* The request:
Retype word for word the first line of the listing and each line after it up to the line with "import React from", with the pictures taken out.

* Data section:
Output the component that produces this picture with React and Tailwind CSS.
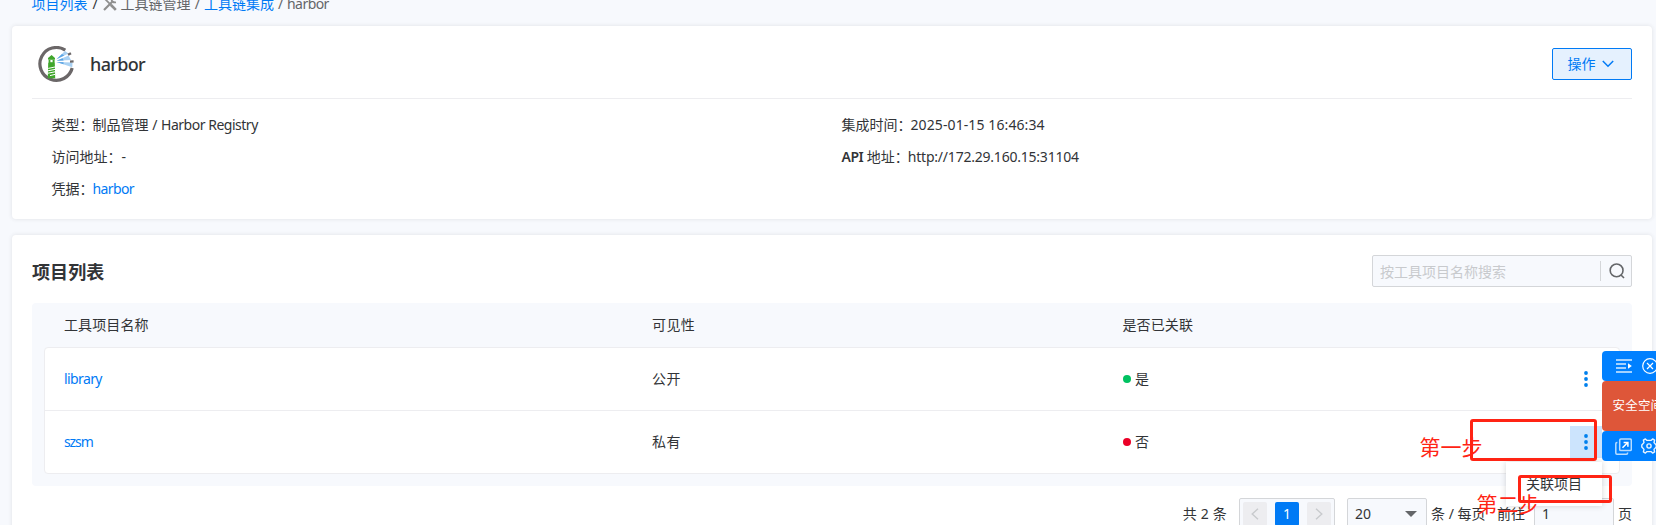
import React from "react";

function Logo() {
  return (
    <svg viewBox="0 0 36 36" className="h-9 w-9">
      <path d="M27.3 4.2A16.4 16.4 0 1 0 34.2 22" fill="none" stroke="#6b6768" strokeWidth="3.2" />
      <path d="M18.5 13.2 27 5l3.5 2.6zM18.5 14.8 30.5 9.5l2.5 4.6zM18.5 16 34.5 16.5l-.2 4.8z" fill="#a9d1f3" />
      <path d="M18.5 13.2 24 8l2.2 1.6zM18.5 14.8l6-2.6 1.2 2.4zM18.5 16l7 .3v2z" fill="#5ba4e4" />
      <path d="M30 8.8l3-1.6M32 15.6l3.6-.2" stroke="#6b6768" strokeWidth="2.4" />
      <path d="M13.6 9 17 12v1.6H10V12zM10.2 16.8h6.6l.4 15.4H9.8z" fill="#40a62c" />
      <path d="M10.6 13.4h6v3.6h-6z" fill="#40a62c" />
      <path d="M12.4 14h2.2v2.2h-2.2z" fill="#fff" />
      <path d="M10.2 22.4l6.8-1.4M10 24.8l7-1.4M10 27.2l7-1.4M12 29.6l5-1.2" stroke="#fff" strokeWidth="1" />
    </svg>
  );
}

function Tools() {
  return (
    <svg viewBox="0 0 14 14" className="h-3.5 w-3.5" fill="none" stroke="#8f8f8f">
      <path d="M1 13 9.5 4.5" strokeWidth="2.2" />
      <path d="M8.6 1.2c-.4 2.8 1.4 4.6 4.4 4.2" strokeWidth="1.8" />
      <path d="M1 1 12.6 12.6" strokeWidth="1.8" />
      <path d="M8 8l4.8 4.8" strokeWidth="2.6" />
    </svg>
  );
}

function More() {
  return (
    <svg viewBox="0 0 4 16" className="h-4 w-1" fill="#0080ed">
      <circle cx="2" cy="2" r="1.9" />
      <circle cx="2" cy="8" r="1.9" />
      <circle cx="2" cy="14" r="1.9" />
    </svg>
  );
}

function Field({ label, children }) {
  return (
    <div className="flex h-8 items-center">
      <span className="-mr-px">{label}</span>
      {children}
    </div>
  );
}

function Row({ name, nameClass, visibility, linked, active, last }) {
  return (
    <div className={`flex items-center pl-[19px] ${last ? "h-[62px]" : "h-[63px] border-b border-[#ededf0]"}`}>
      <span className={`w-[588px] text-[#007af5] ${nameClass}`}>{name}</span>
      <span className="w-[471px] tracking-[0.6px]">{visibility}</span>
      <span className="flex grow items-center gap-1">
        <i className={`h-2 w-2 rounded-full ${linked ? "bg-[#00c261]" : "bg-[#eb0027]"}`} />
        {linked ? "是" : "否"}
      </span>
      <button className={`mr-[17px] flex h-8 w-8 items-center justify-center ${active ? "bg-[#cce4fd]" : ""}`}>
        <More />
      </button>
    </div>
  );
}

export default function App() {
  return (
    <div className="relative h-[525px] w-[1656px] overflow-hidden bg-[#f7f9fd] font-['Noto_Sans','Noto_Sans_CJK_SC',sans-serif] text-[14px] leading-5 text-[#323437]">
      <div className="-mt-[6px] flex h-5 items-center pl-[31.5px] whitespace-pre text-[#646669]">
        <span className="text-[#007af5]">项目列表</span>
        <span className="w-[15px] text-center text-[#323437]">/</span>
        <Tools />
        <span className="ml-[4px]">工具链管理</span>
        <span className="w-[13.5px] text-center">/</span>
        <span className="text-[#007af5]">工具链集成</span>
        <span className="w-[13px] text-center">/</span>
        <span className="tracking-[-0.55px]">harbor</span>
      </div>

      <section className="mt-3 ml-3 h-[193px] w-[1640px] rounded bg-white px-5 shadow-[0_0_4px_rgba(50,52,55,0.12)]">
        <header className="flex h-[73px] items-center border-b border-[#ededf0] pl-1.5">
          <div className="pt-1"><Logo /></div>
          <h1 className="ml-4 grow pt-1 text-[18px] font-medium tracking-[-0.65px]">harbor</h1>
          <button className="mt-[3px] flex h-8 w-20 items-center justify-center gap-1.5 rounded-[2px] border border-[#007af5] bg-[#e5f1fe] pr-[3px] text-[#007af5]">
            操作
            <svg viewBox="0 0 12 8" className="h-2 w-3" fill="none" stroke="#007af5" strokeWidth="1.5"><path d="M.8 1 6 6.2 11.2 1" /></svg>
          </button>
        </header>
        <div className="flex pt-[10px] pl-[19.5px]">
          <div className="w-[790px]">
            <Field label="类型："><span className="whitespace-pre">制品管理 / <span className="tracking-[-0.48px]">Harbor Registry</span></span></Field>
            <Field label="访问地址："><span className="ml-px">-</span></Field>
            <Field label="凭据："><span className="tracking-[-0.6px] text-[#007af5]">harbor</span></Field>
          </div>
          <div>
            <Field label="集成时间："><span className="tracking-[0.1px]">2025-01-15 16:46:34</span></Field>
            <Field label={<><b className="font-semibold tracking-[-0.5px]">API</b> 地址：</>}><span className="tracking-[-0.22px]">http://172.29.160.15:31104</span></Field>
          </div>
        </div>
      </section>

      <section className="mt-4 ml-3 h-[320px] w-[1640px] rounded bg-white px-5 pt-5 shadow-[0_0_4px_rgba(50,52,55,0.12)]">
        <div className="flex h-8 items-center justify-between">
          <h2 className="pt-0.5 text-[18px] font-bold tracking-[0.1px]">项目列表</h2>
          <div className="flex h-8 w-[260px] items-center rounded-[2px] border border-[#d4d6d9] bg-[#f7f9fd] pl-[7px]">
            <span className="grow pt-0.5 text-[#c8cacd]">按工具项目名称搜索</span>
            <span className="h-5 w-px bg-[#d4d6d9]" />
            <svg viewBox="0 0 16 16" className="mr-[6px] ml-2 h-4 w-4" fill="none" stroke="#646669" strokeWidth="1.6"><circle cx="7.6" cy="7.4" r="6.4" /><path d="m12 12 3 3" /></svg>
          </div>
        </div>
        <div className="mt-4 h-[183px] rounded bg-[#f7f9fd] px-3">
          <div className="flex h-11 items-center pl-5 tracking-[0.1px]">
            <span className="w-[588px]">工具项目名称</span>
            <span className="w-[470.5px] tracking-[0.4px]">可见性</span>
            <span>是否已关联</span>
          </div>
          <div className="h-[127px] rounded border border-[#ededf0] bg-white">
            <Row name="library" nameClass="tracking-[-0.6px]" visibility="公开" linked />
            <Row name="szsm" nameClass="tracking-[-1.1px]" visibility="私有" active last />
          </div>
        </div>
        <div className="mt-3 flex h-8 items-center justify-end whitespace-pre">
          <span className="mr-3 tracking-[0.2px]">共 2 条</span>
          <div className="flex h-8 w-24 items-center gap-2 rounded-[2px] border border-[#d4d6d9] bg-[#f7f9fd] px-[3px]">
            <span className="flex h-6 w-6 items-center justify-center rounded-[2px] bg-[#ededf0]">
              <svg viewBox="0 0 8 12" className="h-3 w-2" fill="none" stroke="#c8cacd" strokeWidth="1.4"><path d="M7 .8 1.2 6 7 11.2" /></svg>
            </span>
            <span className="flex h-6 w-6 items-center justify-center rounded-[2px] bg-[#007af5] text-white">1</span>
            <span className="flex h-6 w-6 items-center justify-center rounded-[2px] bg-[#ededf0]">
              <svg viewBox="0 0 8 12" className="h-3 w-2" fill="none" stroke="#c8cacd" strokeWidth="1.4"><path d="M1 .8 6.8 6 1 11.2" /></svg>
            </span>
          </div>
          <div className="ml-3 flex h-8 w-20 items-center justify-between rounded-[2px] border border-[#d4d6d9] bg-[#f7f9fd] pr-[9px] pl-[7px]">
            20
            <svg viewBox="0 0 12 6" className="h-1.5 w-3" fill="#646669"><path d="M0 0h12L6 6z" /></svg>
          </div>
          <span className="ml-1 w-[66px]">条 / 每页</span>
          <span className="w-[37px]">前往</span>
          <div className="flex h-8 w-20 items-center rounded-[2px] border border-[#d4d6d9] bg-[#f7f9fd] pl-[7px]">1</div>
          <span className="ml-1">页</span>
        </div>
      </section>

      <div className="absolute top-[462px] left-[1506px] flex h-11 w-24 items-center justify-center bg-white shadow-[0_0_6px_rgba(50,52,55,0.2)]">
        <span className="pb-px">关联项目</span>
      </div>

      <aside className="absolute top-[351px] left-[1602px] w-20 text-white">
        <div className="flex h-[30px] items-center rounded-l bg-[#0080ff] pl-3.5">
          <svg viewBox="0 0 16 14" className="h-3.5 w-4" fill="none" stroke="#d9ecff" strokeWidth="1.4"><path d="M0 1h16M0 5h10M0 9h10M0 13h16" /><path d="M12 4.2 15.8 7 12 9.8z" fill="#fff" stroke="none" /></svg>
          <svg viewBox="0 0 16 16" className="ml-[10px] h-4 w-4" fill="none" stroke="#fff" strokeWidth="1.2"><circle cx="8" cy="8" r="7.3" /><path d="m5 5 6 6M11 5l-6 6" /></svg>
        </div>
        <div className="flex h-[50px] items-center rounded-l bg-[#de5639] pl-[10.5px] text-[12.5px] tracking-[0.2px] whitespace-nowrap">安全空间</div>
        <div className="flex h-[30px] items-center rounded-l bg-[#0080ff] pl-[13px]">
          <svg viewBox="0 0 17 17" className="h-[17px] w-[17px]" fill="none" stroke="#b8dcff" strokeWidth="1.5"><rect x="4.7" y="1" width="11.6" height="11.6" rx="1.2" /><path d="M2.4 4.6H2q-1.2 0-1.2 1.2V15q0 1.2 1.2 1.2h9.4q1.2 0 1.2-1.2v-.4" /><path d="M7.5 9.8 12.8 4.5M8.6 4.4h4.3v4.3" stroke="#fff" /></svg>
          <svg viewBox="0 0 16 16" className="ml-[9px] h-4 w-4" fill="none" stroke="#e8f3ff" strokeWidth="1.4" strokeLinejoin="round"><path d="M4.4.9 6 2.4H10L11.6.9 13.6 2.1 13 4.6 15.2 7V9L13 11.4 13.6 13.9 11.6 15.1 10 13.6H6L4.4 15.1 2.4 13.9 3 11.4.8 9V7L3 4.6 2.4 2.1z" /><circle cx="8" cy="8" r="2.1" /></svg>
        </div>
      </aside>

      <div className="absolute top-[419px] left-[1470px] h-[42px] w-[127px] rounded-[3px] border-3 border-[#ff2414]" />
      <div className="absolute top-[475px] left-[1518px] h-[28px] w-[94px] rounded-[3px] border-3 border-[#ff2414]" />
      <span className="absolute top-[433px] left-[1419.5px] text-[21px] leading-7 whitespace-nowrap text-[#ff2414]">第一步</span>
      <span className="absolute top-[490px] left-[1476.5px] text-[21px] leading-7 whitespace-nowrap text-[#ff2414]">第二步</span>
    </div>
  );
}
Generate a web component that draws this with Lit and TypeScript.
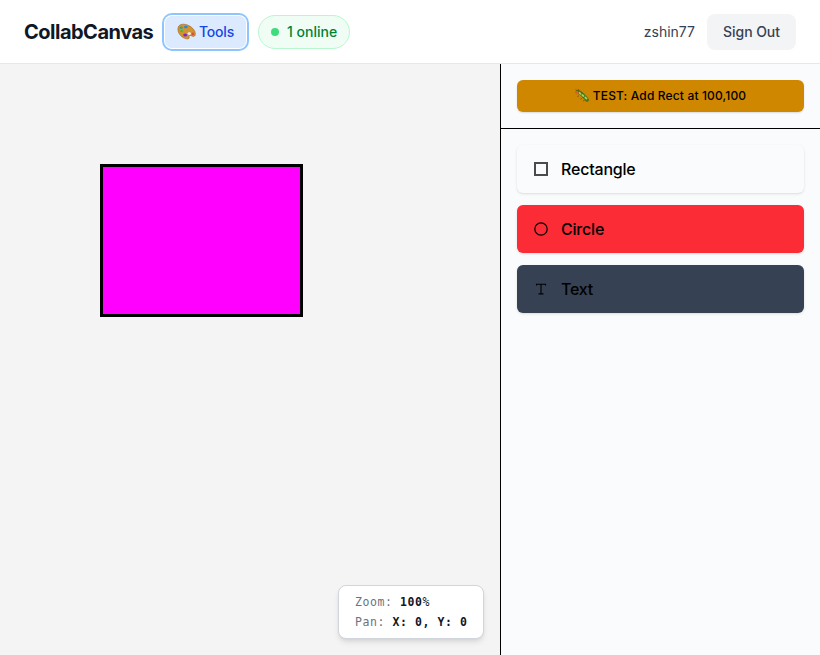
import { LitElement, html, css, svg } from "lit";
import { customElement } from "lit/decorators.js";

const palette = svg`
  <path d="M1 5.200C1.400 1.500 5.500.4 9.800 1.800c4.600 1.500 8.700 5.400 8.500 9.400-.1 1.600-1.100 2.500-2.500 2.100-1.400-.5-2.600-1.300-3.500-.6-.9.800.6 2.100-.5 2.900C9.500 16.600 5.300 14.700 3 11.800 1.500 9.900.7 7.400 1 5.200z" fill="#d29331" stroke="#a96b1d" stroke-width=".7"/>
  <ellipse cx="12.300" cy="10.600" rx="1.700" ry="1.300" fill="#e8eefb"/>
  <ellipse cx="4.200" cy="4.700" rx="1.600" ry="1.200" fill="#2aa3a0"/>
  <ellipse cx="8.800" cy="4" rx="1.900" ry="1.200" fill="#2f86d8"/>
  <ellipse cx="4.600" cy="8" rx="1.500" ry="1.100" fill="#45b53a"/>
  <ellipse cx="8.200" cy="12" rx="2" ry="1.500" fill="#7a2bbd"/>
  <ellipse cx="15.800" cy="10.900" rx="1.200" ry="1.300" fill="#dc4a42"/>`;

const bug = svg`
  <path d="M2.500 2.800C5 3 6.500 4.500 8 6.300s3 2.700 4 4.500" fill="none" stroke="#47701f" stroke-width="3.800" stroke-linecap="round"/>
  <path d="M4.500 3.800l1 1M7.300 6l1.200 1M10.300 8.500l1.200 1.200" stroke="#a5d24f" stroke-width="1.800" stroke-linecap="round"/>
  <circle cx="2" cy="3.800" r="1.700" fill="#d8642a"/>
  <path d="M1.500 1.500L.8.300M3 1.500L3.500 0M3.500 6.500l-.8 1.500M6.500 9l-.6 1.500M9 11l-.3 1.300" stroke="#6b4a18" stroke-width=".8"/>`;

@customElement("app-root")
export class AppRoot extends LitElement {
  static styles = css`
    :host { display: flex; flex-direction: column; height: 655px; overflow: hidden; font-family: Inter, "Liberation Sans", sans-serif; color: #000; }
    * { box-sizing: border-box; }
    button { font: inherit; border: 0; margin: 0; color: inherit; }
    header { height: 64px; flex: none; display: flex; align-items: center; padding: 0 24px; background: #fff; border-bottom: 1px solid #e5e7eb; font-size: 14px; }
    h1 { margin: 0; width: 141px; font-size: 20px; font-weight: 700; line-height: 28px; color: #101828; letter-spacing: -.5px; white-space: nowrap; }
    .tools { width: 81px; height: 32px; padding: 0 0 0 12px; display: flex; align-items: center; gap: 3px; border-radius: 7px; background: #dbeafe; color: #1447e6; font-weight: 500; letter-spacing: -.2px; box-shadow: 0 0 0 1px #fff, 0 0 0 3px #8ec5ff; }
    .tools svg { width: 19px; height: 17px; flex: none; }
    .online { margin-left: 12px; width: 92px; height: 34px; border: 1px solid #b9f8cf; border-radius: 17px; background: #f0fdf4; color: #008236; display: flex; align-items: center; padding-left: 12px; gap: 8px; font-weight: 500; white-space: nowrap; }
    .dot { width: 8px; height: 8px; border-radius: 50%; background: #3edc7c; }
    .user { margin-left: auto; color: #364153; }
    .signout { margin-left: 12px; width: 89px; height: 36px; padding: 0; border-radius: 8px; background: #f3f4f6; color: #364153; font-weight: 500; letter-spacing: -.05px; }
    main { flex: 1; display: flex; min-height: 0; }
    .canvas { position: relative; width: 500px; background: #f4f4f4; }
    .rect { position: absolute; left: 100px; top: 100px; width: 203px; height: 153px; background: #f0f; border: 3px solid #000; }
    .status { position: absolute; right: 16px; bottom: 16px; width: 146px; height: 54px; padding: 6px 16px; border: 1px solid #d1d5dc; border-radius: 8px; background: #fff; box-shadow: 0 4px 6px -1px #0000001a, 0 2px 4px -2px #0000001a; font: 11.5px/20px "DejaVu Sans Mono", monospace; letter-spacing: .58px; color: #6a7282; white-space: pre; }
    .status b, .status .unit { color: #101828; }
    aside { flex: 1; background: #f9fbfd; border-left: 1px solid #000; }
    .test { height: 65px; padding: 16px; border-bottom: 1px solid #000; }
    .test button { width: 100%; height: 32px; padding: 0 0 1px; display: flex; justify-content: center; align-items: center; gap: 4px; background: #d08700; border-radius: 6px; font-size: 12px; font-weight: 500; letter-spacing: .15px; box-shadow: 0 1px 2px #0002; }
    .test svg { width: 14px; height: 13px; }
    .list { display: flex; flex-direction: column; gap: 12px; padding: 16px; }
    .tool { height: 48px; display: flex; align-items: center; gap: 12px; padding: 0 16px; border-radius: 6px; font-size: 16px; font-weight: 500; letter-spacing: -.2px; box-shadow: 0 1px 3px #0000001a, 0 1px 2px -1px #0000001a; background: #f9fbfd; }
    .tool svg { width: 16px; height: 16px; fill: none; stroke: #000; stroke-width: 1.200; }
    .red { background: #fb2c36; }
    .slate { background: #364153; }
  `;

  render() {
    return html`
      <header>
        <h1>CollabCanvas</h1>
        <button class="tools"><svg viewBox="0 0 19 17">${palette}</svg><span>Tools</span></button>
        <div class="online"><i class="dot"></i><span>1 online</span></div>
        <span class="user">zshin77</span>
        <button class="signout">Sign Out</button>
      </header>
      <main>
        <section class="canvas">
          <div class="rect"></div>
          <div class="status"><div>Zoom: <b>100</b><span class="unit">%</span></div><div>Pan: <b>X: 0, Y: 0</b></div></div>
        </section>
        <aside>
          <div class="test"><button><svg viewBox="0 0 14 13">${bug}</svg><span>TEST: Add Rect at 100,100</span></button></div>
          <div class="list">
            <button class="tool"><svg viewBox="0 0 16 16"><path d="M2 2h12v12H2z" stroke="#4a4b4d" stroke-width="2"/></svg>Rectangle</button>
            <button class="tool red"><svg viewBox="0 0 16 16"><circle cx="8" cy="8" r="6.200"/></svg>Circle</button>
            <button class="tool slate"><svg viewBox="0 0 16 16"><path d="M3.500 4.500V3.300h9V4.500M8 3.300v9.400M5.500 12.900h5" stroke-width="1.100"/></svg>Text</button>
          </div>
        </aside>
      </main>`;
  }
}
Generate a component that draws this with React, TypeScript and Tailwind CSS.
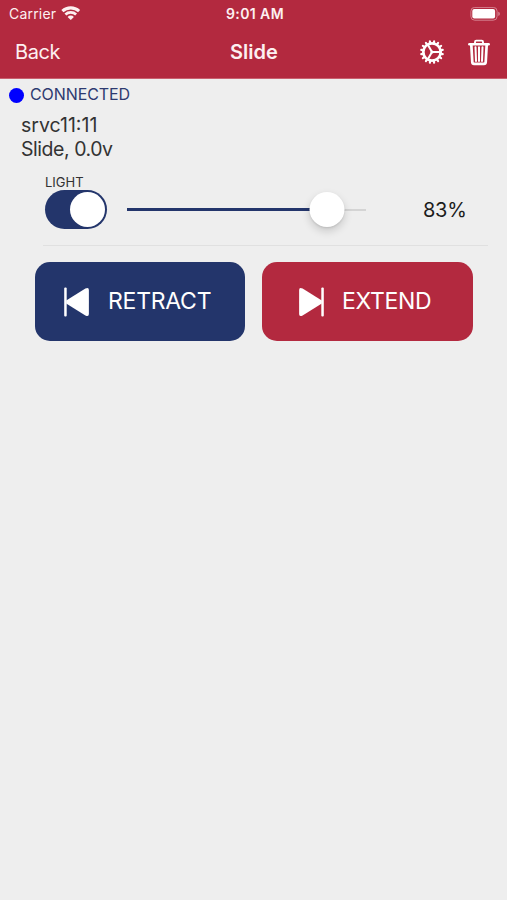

* Exercise response:
Output the component that produces this picture with React and Tailwind CSS.
import React from "react";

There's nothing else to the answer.